Currently, when a person is experiencing a mental health crisis and is taken into “emergency custody,” that person may be determined to be in need of some further care in order to avoid harm. In Virginia’s crisis mental health process, the person is evaluated by a mental health professional and a special justice may then place the individual in “temporary” custody, for a maximum of 72 hours. During that 72 hours period, treating professionals try to determine whether the person is immediately dangerous. If so, within those 72 hours, the treating hospital can seek an additional order from the court, this one for involuntary commitment, if the person is not willing to get treatment voluntarily.
That’s the process, very broadly, in Virginia. The Virginia Legislature is considering proposals to adjust aspects of that process. Some, like HB 1975, seek to establish a minimum amount of time that a person can be held, in addition to a maximum amount of time. HB 1975 says that a person held on a temporary detention order must be held for a minimum of 23 hours.
It is a complex issue that the General Assembly considers almost every year. The thinking is that often, someone in crisis needs a short period of stabilization — some opportunity to be away from a stressful situation, perhaps, or to get some medication. Proponents of the bill believe that, with a period of stabilization, no further hospitalization will be needed.
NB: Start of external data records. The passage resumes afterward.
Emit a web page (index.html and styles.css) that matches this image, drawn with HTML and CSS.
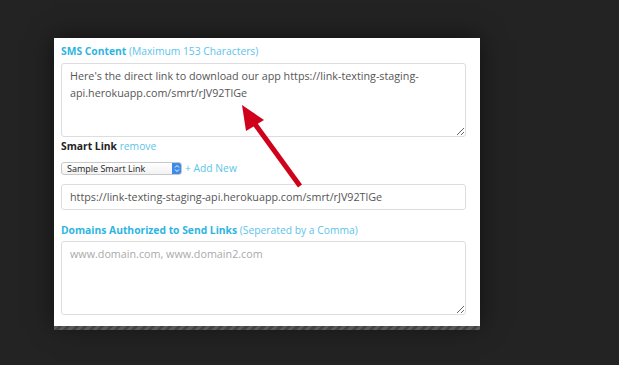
FILE: index.html
```html
<!DOCTYPE html>
<html>
<head>
<meta charset="utf-8">
<link rel="stylesheet" href="styles.css">
</head>
<body>
<div class="stage">
  <div class="panel">
    <div class="label label-first"><b>SMS Content</b> <span class="hint">(Maximum 153 Characters)</span></div>
    <textarea class="area" readonly>Here's the direct link to download our app https://link-texting-staging-
api.herokuapp.com/smrt/rJV92TlGe</textarea>
    <div class="label label-dark"><b>Smart Link</b> <span class="link">remove</span></div>
    <div class="select-row">
      <div class="select">
        <span class="select-text">Sample Smart Link</span>
        <span class="select-btn">
          <svg width="6" height="9" viewBox="0 0 6 9"><path d="M1 3.5 L3 1.5 L5 3.5 M1 5.5 L3 7.5 L5 5.5" fill="none" stroke="#fff" stroke-width="1"/></svg>
        </span>
      </div>
      <span class="add-new">+ Add New</span>
    </div>
    <div class="input">https://link-texting-staging-api.herokuapp.com/smrt/rJV92TlGe</div>
    <div class="label label-domains"><b>Domains Authorized to Send Links</b> <span class="hint">(Seperated by a Comma)</span></div>
    <textarea class="area" readonly placeholder="www.domain.com, www.domain2.com"></textarea>
  </div>
  <div class="stripe"></div>
  <svg class="arrow" width="619" height="365" viewBox="0 0 619 365">
    <line x1="300" y1="186" x2="252" y2="120" stroke="#d0021b" stroke-width="5" stroke-linecap="butt"/>
    <polygon points="242,105 264,120 246,131" fill="#d0021b"/>
  </svg>
</div>
</body>
</html>
```
FILE: styles.css
```css
html, body {
  margin: 0;
  padding: 0;
}
body {
  width: 619px;
  height: 365px;
  overflow: hidden;
  background: #232323;
  font-family: "Open Sans", "Liberation Sans", sans-serif;
}
.stage {
  padding: 38px 0 0 54px;
}
.panel {
  width: 405px;
  height: 282px;
  background: #fff;
  padding: 6px 14px 0 7px;
  display: flex;
  flex-direction: column;
  box-shadow: 0 0 24px rgba(0,0,0,0.55);
}
.stripe {
  width: 426px;
  height: 4px;
  background: repeating-linear-gradient(135deg, #5a5a5a 0 3px, #444 3px 6px);
}
.label {
  font-size: 10.3px;
  line-height: 14px;
  color: #2fb5e2;
  white-space: nowrap;
}
.label b {
  font-weight: 700;
}
.hint {
  color: #5cc4ea;
}
.label-dark b {
  color: #222;
}
.link {
  color: #5cc4ea;
}
.area {
  display: block;
  box-sizing: border-box;
  width: 405px;
  height: 74px;
  margin: 5px 0 0 0;
  border: 1px solid #ddd;
  border-radius: 3px;
  padding: 4px 8px;
  font-family: inherit;
  font-size: 10.75px;
  line-height: 17px;
  color: #555;
  resize: vertical;
  outline: none;
  overflow: hidden;
}
.area::placeholder {
  color: #aaa;
}
.label-dark {
  margin-top: 2px;
}
.select-row {
  display: flex;
  align-items: center;
  margin-top: 8px;
  height: 14px;
}
.select {
  box-sizing: border-box;
  width: 121px;
  height: 13px;
  border: 1px solid #c8c8c8;
  border-radius: 3px;
  display: flex;
  align-items: center;
  justify-content: space-between;
  background: linear-gradient(#fff, #f2f2f2);
  overflow: hidden;
}
.select-text {
  font-size: 9px;
  color: #222;
  padding-left: 5px;
  line-height: 11px;
}
.select-btn {
  width: 10px;
  height: 13px;
  margin: -1px -1px -1px 0;
  background: #3d8be8;
  border-radius: 0 3px 3px 0;
  display: flex;
  align-items: center;
  justify-content: center;
}
.add-new {
  font-size: 10.3px;
  color: #5cc4ea;
  margin-left: 3px;
}
.input {
  box-sizing: border-box;
  width: 405px;
  height: 26px;
  margin-top: 9px;
  border: 1px solid #ddd;
  border-radius: 3px;
  padding: 0 8px;
  font-size: 10.75px;
  line-height: 24px;
  color: #555;
  white-space: nowrap;
}
.label-domains {
  margin-top: 13px;
}
.label-domains + .area {
  margin-top: 4px;
}
.arrow {
  position: absolute;
  left: 0;
  top: 0;
  pointer-events: none;
}
```
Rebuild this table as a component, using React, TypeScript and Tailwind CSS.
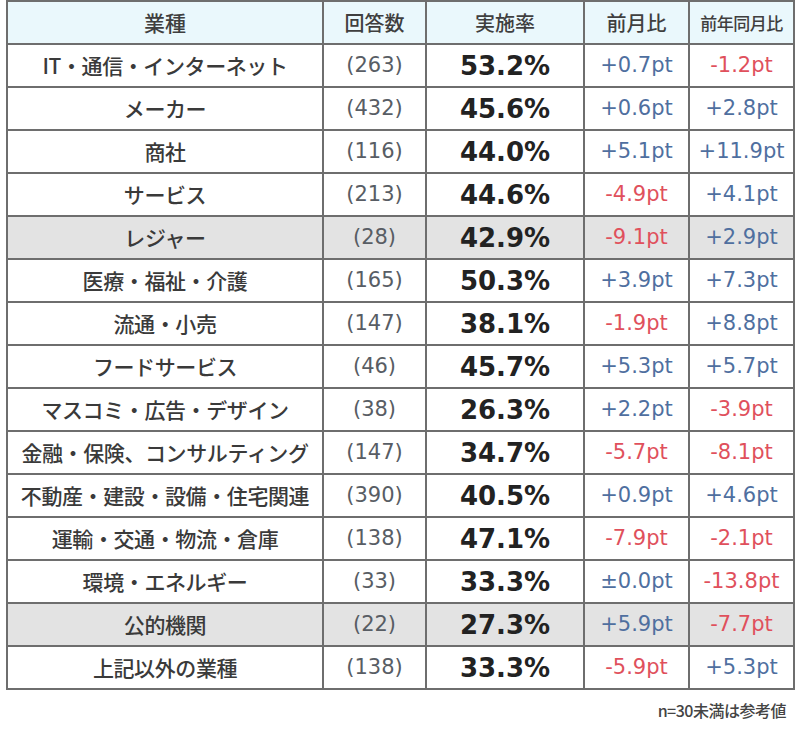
const rows = [
  { name: 'IT・通信・インターネット', n: 263, rate: '53.2%', mom: '+0.7pt', yoy: '-1.2pt' },
  { name: 'メーカー', n: 432, rate: '45.6%', mom: '+0.6pt', yoy: '+2.8pt' },
  { name: '商社', n: 116, rate: '44.0%', mom: '+5.1pt', yoy: '+11.9pt' },
  { name: 'サービス', n: 213, rate: '44.6%', mom: '-4.9pt', yoy: '+4.1pt' },
  { name: 'レジャー', n: 28, rate: '42.9%', mom: '-9.1pt', yoy: '+2.9pt' },
  { name: '医療・福祉・介護', n: 165, rate: '50.3%', mom: '+3.9pt', yoy: '+7.3pt' },
  { name: '流通・小売', n: 147, rate: '38.1%', mom: '-1.9pt', yoy: '+8.8pt' },
  { name: 'フードサービス', n: 46, rate: '45.7%', mom: '+5.3pt', yoy: '+5.7pt' },
  { name: 'マスコミ・広告・デザイン', n: 38, rate: '26.3%', mom: '+2.2pt', yoy: '-3.9pt' },
  { name: '金融・保険、コンサルティング', n: 147, rate: '34.7%', mom: '-5.7pt', yoy: '-8.1pt' },
  { name: '不動産・建設・設備・住宅関連', n: 390, rate: '40.5%', mom: '+0.9pt', yoy: '+4.6pt' },
  { name: '運輸・交通・物流・倉庫', n: 138, rate: '47.1%', mom: '-7.9pt', yoy: '-2.1pt' },
  { name: '環境・エネルギー', n: 33, rate: '33.3%', mom: '±0.0pt', yoy: '-13.8pt' },
  { name: '公的機関', n: 22, rate: '27.3%', mom: '+5.9pt', yoy: '-7.7pt' },
  { name: '上記以外の業種', n: 138, rate: '33.3%', mom: '-5.9pt', yoy: '+5.3pt' },
];

const jp = "font-['Noto_Sans_CJK_JP',sans-serif]";
const num = "font-['DejaVu_Sans','Noto_Sans_CJK_JP',sans-serif]";

function diffColor(v: string) {
  return v.startsWith('-') ? 'text-[#e0505c]' : 'text-[#4f6f9f]';
}

export default function App() {
  return (
    <div className="w-[800px] h-[732px] bg-white pl-[6px]">
      <table className="table-fixed border-collapse w-[787px]">
        <colgroup>
          <col className="w-[316px]" />
          <col className="w-[103px]" />
          <col className="w-[158px]" />
          <col className="w-[105px]" />
          <col className="w-[105px]" />
        </colgroup>
        <thead>
          <tr className="h-[43px] bg-[#eaf8fc] text-[#3f3f3f]">
            <th className={`border-2 border-[#6e6e6e] font-medium text-[21px] ${jp}`}>業種</th>
            <th className={`border-2 border-[#6e6e6e] font-medium text-[20px] ${jp}`}>回答数</th>
            <th className={`border-2 border-[#6e6e6e] font-medium text-[20px] ${jp}`}>実施率</th>
            <th className={`border-2 border-[#6e6e6e] font-medium text-[20px] ${jp}`}>前月比</th>
            <th className={`border-2 border-[#6e6e6e] font-medium text-[17px] tracking-[-0.5px] ${jp}`}>前年同月比</th>
          </tr>
        </thead>
        <tbody>
          {rows.map((r) => (
            <tr key={r.name} className={`h-[43px] ${r.n < 30 ? 'bg-[#e3e3e3]' : 'bg-white'}`}>
              <td className={`border-2 border-[#6e6e6e] text-center text-[21px] leading-none font-medium text-[#3a3a3a] whitespace-nowrap tracking-[-0.4px] ${jp}`}>
                {r.name}
              </td>
              <td className={`border-2 border-[#6e6e6e] text-center text-[21px] leading-none text-[#585d64] ${num}`}>
                ({r.n})
              </td>
              <td className={`border-2 border-[#6e6e6e] text-center text-[26px] leading-none font-bold text-[#222] ${num}`}>
                {r.rate}
              </td>
              <td className={`border-2 border-[#6e6e6e] text-center text-[21px] leading-none ${diffColor(r.mom)} ${num}`}>
                {r.mom}
              </td>
              <td className={`border-2 border-[#6e6e6e] text-center text-[21px] leading-none ${diffColor(r.yoy)} ${num}`}>
                {r.yoy}
              </td>
            </tr>
          ))}
        </tbody>
      </table>
      <div className={`flex justify-end pr-[14px] pt-[8px] text-[16px] font-medium text-[#444] tracking-[-0.5px] ${jp}`}>
        n=30未満は参考値
      </div>
    </div>
  );
}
But, they note, sometimes a hospital may rush someone to a hearing, because of scheduling challenges.
Opponents worry about requiring a minimum amount of time for a hold, especially when a person may not be in any need of continued treatment after a few hours.
At the dLCV, we have not taken a position on these “minimum” time bills in the past, because the mental health community is divided on the topic. We are interested in your opinion. What do you think?